There is unfortuantley little you can do to address this issue, and it most likely have similar performance with any type of SSD. Your drive appears to benchmark fine, so we know there isn't any limitation or fault in the drive itself, the problem again lays with the Denuvo encryption that EA decided to implement with this game. I have read forums post people have made in response the Denuvo an they all approach the issue not in terms of performance, but "damaging SSDs", where EA confirms that Denuvo will not damage SSDs, but I can find no official statement by EA with regards to how their DRM software effects performance. I can tell you that any type of software encryption will drastically decrease the performance of any drive, including SSDs, seeing that Denuvo has been shown to use encryption it is only natural that it would result in less than expected game load times.
This all unfortuantley means that an SSD will at best give you only marginal benefits on loads times, compared to other types of games that do not use encryption DRMs; your load times and SSDs are entirely limited by the CPU's ability to handle the encryption load, and how the encryption software is setup to utilize system performance."
I played DA: I for about 15 minutes, loading between 4 different areas.
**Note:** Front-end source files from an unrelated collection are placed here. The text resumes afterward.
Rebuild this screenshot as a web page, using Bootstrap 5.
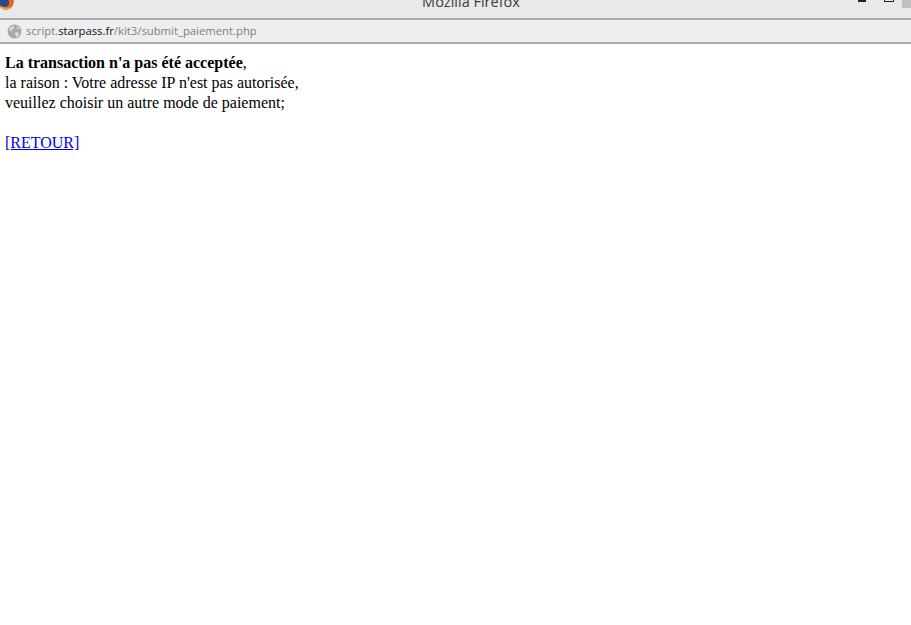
<!DOCTYPE html>
<html lang="fr">
<head>
    <meta charset="UTF-8">
    <meta name="viewport" content="width=device-width, initial-scale=1.0">
    <title>Mozilla Firefox</title>
    <link rel="stylesheet" href="https://cdn.jsdelivr.net/npm/bootstrap@5.3.0/dist/css/bootstrap.min.css">
    <style>
        body {
            background-color: #fff;
            overflow: hidden;
        }
        .win-title {
            height: 18px;
            background-color: #e9e9e9;
            overflow: hidden;
        }
        .win-logo {
            top: -7px;
            left: -3px;
        }
        .win-name {
            font: 14.5px/1 "Open Sans", "Liberation Sans", sans-serif;
            color: #3c3c3c;
            margin-top: -5px;
            margin-left: 31px;
        }
        .win-btns {
            top: 0;
            right: 0;
        }
        .btn-min {
            width: 8px;
            height: 2px;
            background-color: #222;
            margin-right: 18px;
        }
        .btn-max {
            width: 10px;
            height: 2px;
            border: 1px solid #222;
            border-top: 0;
            margin-right: 8px;
        }
        .btn-close-box {
            width: 9px;
            height: 8px;
            background-color: #c0c0c0;
        }
        .url-bar {
            height: 26px;
            background-color: #eeeeee;
            border-top: 2px solid #a4abb2;
            border-bottom: 2px solid #a4abb2;
            padding-left: 7px;
            font: 11.3px/1 "Open Sans", "Liberation Sans", sans-serif;
            color: #7d7d7d;
        }
        .url-host {
            color: #111;
        }
        .page-body {
            font: 16px/20px "Liberation Serif", serif;
            color: #000;
            padding: 9px 5px 0;
        }
        .page-body a {
            color: #0000ee;
        }
    </style>
</head>
<body>
    <div class="win-title position-relative d-flex justify-content-center">
        <svg class="win-logo position-absolute" width="18" height="18" viewBox="0 0 18 18">
            <circle cx="9" cy="9" r="7.5" fill="#2a4a8c"/>
            <path d="M9 1.5a7.5 7.5 0 1 1-7.3 9.2c1 2.4 3.4 4 6 3.7 3-.3 4.6-2.6 4.4-5-.2-2-1.6-3.4-3.100-4 .8-1.500 0-3 0-3.900z" fill="#e8641b"/>
            <path d="M2 12c1.500 3 4 4.500 7 4.500s5-1 6.500-3.500c-2 1.500-4 2-6.500 1.500S4 13 2 12z" fill="#f3a21f"/>
        </svg>
        <span class="win-name">Mozilla Firefox</span>
        <div class="win-btns position-absolute d-flex align-items-start">
            <div class="btn-min"></div>
            <div class="btn-max"></div>
            <div class="btn-close-box"></div>
        </div>
    </div>
    <div class="url-bar d-flex align-items-center gap-1">
        <svg width="15" height="15" viewBox="0 0 15 15" class="flex-shrink-0">
            <circle cx="7.500" cy="7.500" r="7" fill="#a9a9a9"/>
            <path d="M3 3.500l3-1.500 1.500 1-1 2-2 .5.500 2-1.500-.5-1.500-1.500zM8 8l3.500.5.500 2-2.500 3-1-2.500zM10 2.500l2.500 2-1.500 1-1.500-1.500z" fill="#dcdcdc"/>
        </svg>
        <span>script.<span class="url-host">starpass.fr</span>/kit3/submit_paiement.php</span>
    </div>
    <div class="page-body">
        <b>La transaction n'a pas été acceptée</b>,<br>
        la raison : Votre adresse IP n'est pas autorisée,<br>
        veuillez choisir un autre mode de paiement;<br>
        <br>
        <a href="#">[RETOUR]</a>
    </div>
    <script src="https://cdn.jsdelivr.net/npm/bootstrap@5.3.0/dist/js/bootstrap.bundle.min.js"></script>
</body>
</html>
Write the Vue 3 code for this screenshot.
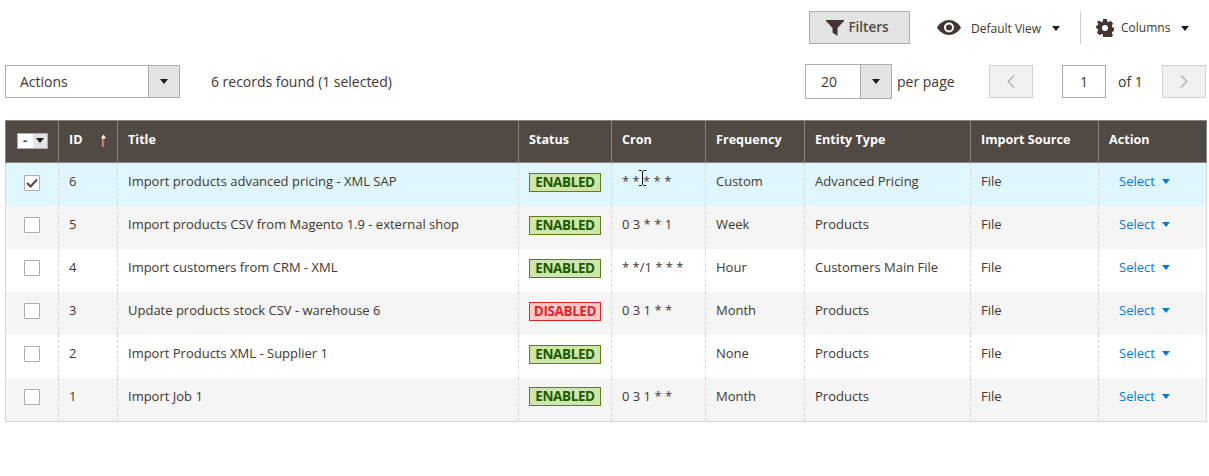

I noticed Windows did not report any significant disk activity in the task manager during this time. The SSD, however, said that there was 3.57GB written during that 15 minute span.
I don't know what to make of that.
One thing to help speed up on some of the major load screens is putting Origin in Offline mode. You can cut between 3-30 seconds of load time depending on your internet, where you are going, and what logging of the game data Origin is doing on the Keep/EA. I don't have SSDs, but I found with my HardDrives that it could take 75 seconds to load into a game with Origin online, and 45 seconds with it offline. Traveling between most areas meant 40-45s loads offline and usually 45-50s online. The main savings was going to Haven and Skyhold, with 15-30s savings during that load.